One issue is the value of learning to memorize and developing the patience/habits necessary to do that. That (IMO) has value. But, while you’re at it, why not memorize something useful — like some aspects of state geography — rather than memorizing 50 digits of pi? That was the focus of my comment.
Another issue is what our expectations should be re: how the student learns the material, figures out their mistake, corrects it, etc. I think that is one virtue of this teacher’s approach. Rather than taking the test once, getting, say, a 90, and moving on, this forces the student to grapple with whatever aspect of the test they find hard and overcoming that challenge. It may seem trivial to those of us who can spell fairly well, but we should accept that it can be a greater challenge for some students. Still, it’s good for them to overcome that challenge and perhaps gain some confidence from it, rather than just say I got a B on the test because I am not a good speller.
Yes, too many here are getting caught in how, when, where, and not the why? It’s a bit shocking the comments of taking the teacher to the woodshed here, and some others about the content of the quiz. This is a young, learning mind, and these are templates to further learning and connections, as well as lessons that will be valuable in real life later on. If it were my kids, I would have made sure they learned this lesson with the multiple tries, and not looked for a scapegoat to blame for something so minor…
Yes, but there are more and less effective ways to achieve this. I like the above poster’s example of a swimming coach.
Not effective to say “nope, do another lap”, without knowing what part of your stroke is off and holding you back. The analogy works for any sport really, and much of education.
That analogy isn’t the same though.

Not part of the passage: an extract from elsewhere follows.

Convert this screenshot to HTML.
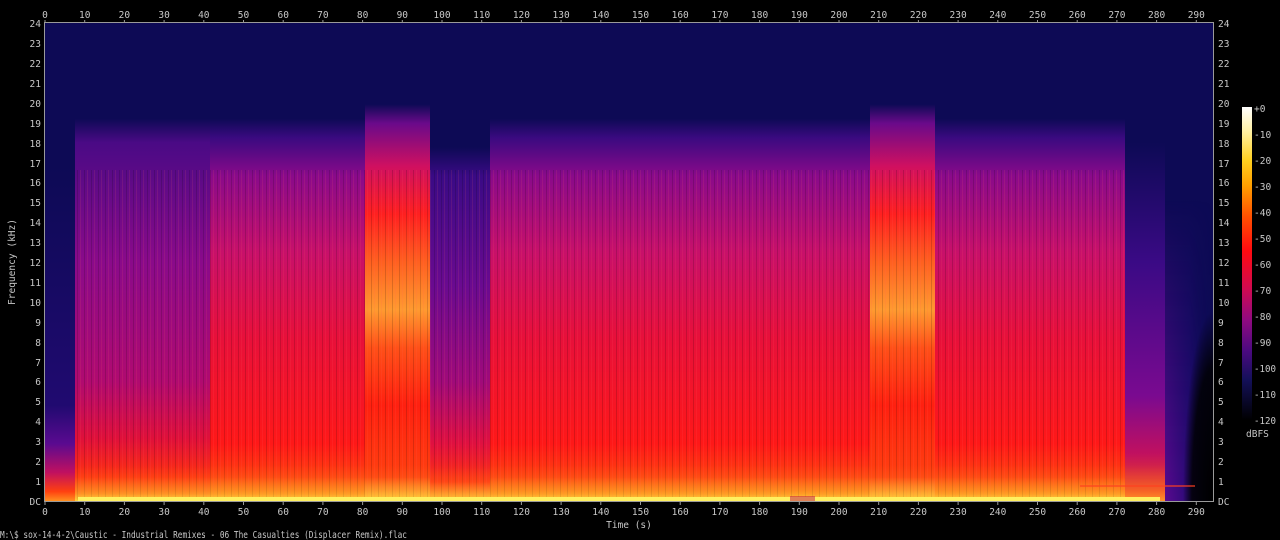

In the swimming example you’re saying the athlete doesn’t know what they’re doing wrong.
In the classroom example the student HAS the list of correct information (known spellings/locations from any source) and the incorrect information (their version of spelling/locations).
The student has all they need to analyze and make the necessary corrections.
The analogous examlle for swimming is if the coach said “keep your elbow high and head down” but then the athlete saw a video of them swimming and could see if their elbow was up and head down. That way they’d have the desired/correct goals as well as their performance to compare and see where they need to make corrections.
As we talked about earlier, what we’re dealing with is a 10th grader telling a parent what happened, and that parent relaying the information to us over a chat forum. There’s a lot that gets lost in those steps of translation.
I walked away from the classroom 22 years ago, but I will say that teaching is one of the few professions that everyone thinks they’re an expert on, they’re all wrong, and the default assumption is that the teacher sucks.
My gut feelings on this one:
There are some details lost in the translation.
The teacher is setting the tone for the school year, and that tone is that students in a 10th grade honors class are not going to be coddled like they are used to. This sounds very similar to the experience I had with my 11th grade chemistry teacher, and he turned out to be one of the best teachers I ever had.
Though its also entirely possible that they is just a terrible teacher, but they don’t often teach honors classes.